Теперь, когда секрет перестал быть секретом, ее — и его — безопасность стала сильней беспокоить полицейских. Они не исключали, что за ней, когда она едет на велосипеде, кто-нибудь может последовать, и настояли на том, чтобы она встречалась с ними в условленных местах и подвергалась «химчистке». Они, кроме того, предостерегли прессу от упоминаний о ней: упоминать — значило повышать вероятность того, что будет совершено преступление. Все последующие годы пресса помогала ее оберегать. Ее ни разу не сфотографировали, и ни одного ее снимка не было опубликовано. Когда он появлялся на публичных мероприятиях, ее всякий раз привозили и увозили отдельно. Он говорил фотокорреспондентам, что себя разрешает фотографировать сколько они хотят, но ее просил оставить в покое; поразительно, но они слушались. Все знали, что с фетвой не шутят, и относились ко всему серьезно. Даже через пять лет, когда его роман «Прощальный вздох Мавра» попал в короткий список Букеровской премии и они с Элизабет были на церемонии, ее фотографий в печати не появилось. Канал Би-би-си-2 транслировал Букеровский ужин в прямом эфире, но операторам было велено не наводить на нее камеры, и ее лица телезрители не увидели. Благодаря этой исключительной сдержанности она все годы фетвы могла свободно перемещаться по городу как частное лицо, не привлекая внимания — ни дружественного, ни враждебного. По характеру она человек весьма закрытый, и такой образ жизни подошел ей очень хорошо.

В середине октября он встретился с Майком Уоллесом в одном отеле в Западном Лондоне, чтобы дать ему интервью для «60 минут», и ближе к началу интервью Уоллес упомянул о его расставании с Мэриан и спросил: «Ну а как у вас с общением?
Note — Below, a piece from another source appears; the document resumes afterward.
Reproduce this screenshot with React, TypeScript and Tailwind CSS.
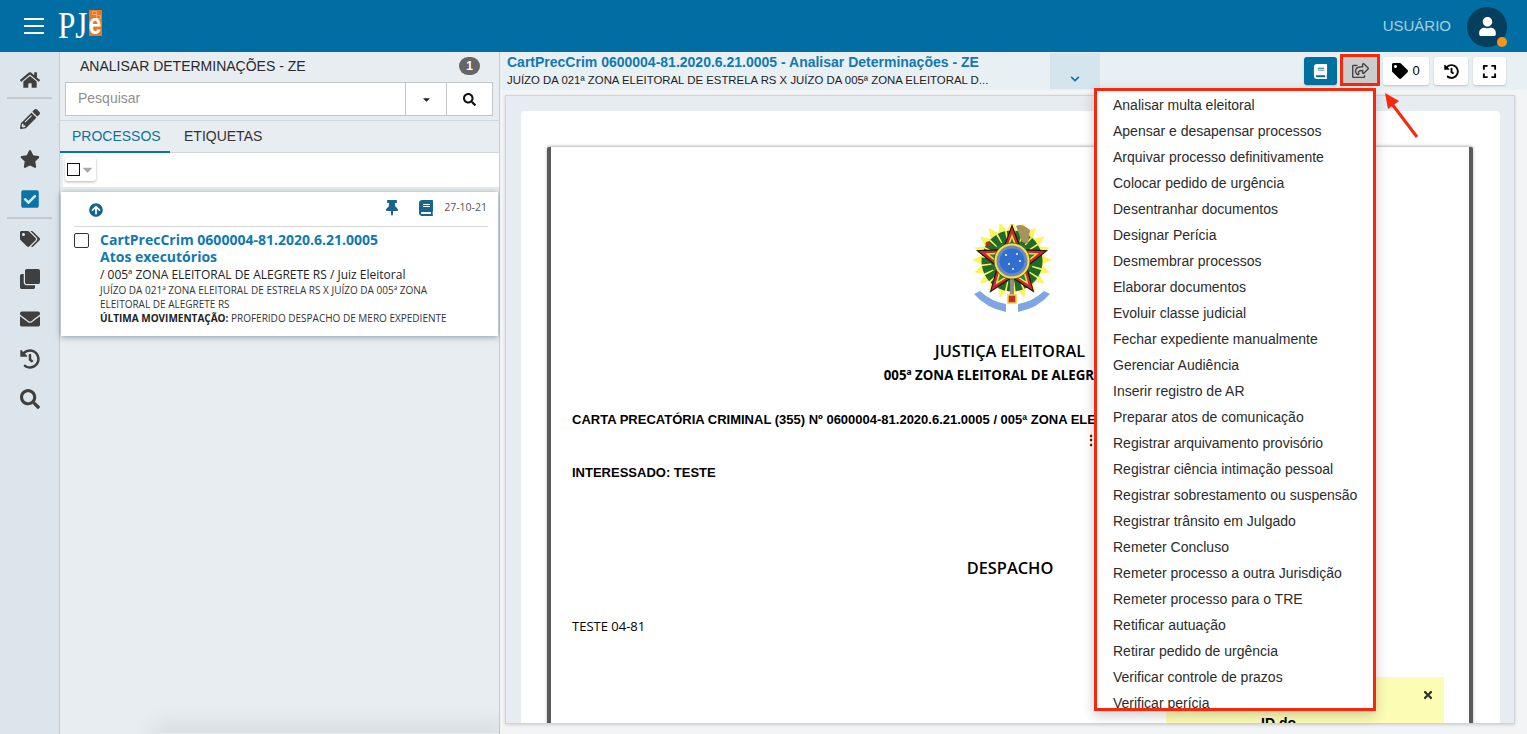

Приходится вести жизнь монаха?» Вопрос застал его врасплох, он не мог, конечно, сказать Уоллесу правду о своей новой любви; он секунду поколебался, а потом каким-то чудом нашел правильные слова. «Очень полезно, — сказал он, — сделать перерыв». Майк Уоллес был настолько удивлен ответом, что он счел нужным добавить: «Нет, это я не всерьез говорю». Шутка, Майк.